=== Source material ===
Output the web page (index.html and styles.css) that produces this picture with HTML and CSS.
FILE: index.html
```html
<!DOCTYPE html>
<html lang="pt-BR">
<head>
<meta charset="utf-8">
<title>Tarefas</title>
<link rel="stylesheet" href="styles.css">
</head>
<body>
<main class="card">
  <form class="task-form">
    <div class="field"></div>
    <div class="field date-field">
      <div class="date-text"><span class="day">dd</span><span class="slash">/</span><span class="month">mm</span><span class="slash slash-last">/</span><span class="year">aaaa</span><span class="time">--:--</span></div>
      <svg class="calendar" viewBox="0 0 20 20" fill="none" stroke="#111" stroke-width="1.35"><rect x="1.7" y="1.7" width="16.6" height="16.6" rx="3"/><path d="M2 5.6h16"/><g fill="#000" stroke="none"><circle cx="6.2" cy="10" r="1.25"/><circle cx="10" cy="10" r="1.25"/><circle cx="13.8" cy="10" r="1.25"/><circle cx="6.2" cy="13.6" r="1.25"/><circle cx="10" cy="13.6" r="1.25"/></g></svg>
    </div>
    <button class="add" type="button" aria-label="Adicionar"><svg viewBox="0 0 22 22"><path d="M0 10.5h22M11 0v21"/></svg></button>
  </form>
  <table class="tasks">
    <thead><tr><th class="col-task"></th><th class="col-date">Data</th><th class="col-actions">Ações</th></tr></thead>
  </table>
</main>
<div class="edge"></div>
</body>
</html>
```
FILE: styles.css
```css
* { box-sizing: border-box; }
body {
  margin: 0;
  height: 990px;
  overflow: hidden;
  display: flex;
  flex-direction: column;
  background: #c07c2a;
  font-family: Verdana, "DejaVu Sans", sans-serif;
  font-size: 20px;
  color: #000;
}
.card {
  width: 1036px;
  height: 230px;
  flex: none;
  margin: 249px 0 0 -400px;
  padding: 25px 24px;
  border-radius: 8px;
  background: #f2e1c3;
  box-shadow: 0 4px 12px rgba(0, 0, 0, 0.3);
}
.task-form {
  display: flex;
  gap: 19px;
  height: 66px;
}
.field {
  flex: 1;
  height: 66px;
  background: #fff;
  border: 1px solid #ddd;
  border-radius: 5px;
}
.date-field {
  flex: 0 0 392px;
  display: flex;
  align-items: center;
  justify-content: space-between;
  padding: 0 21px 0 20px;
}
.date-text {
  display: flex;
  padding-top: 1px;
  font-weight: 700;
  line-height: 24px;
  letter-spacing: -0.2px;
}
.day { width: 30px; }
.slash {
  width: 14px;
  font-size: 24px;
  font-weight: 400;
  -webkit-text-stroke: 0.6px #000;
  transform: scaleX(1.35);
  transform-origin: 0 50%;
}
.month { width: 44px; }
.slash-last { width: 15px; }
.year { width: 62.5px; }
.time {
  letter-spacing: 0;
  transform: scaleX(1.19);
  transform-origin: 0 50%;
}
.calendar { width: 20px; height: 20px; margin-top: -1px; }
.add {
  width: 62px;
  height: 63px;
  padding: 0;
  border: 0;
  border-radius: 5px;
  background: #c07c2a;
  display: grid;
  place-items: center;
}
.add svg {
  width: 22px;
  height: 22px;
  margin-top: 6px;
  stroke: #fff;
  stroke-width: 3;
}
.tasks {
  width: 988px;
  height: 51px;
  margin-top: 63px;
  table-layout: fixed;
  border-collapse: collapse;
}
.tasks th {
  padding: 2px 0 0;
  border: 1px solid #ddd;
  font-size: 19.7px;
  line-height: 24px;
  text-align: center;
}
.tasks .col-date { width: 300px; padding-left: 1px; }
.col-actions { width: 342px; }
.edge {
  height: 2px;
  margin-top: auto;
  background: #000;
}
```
===
_Task goal_
Extract every line above exactly as it stands.

_Response to this task_
Output the web page (index.html and styles.css) that produces this picture with HTML and CSS.
FILE: index.html
```html
<!DOCTYPE html>
<html lang="pt-BR">
<head>
<meta charset="utf-8">
<title>Tarefas</title>
<link rel="stylesheet" href="styles.css">
</head>
<body>
<main class="card">
  <form class="task-form">
    <div class="field"></div>
    <div class="field date-field">
      <div class="date-text"><span class="day">dd</span><span class="slash">/</span><span class="month">mm</span><span class="slash slash-last">/</span><span class="year">aaaa</span><span class="time">--:--</span></div>
      <svg class="calendar" viewBox="0 0 20 20" fill="none" stroke="#111" stroke-width="1.35"><rect x="1.7" y="1.7" width="16.6" height="16.6" rx="3"/><path d="M2 5.6h16"/><g fill="#000" stroke="none"><circle cx="6.2" cy="10" r="1.25"/><circle cx="10" cy="10" r="1.25"/><circle cx="13.8" cy="10" r="1.25"/><circle cx="6.2" cy="13.6" r="1.25"/><circle cx="10" cy="13.6" r="1.25"/></g></svg>
    </div>
    <button class="add" type="button" aria-label="Adicionar"><svg viewBox="0 0 22 22"><path d="M0 10.5h22M11 0v21"/></svg></button>
  </form>
  <table class="tasks">
    <thead><tr><th class="col-task"></th><th class="col-date">Data</th><th class="col-actions">Ações</th></tr></thead>
  </table>
</main>
<div class="edge"></div>
</body>
</html>
```
FILE: styles.css
```css
* { box-sizing: border-box; }
body {
  margin: 0;
  height: 990px;
  overflow: hidden;
  display: flex;
  flex-direction: column;
  background: #c07c2a;
  font-family: Verdana, "DejaVu Sans", sans-serif;
  font-size: 20px;
  color: #000;
}
.card {
  width: 1036px;
  height: 230px;
  flex: none;
  margin: 249px 0 0 -400px;
  padding: 25px 24px;
  border-radius: 8px;
  background: #f2e1c3;
  box-shadow: 0 4px 12px rgba(0, 0, 0, 0.3);
}
.task-form {
  display: flex;
  gap: 19px;
  height: 66px;
}
.field {
  flex: 1;
  height: 66px;
  background: #fff;
  border: 1px solid #ddd;
  border-radius: 5px;
}
.date-field {
  flex: 0 0 392px;
  display: flex;
  align-items: center;
  justify-content: space-between;
  padding: 0 21px 0 20px;
}
.date-text {
  display: flex;
  padding-top: 1px;
  font-weight: 700;
  line-height: 24px;
  letter-spacing: -0.2px;
}
.day { width: 30px; }
.slash {
  width: 14px;
  font-size: 24px;
  font-weight: 400;
  -webkit-text-stroke: 0.6px #000;
  transform: scaleX(1.35);
  transform-origin: 0 50%;
}
.month { width: 44px; }
.slash-last { width: 15px; }
.year { width: 62.5px; }
.time {
  letter-spacing: 0;
  transform: scaleX(1.19);
  transform-origin: 0 50%;
}
.calendar { width: 20px; height: 20px; margin-top: -1px; }
.add {
  width: 62px;
  height: 63px;
  padding: 0;
  border: 0;
  border-radius: 5px;
  background: #c07c2a;
  display: grid;
  place-items: center;
}
.add svg {
  width: 22px;
  height: 22px;
  margin-top: 6px;
  stroke: #fff;
  stroke-width: 3;
}
.tasks {
  width: 988px;
  height: 51px;
  margin-top: 63px;
  table-layout: fixed;
  border-collapse: collapse;
}
.tasks th {
  padding: 2px 0 0;
  border: 1px solid #ddd;
  font-size: 19.7px;
  line-height: 24px;
  text-align: center;
}
.tasks .col-date { width: 300px; padding-left: 1px; }
.col-actions { width: 342px; }
.edge {
  height: 2px;
  margin-top: auto;
  background: #000;
}
```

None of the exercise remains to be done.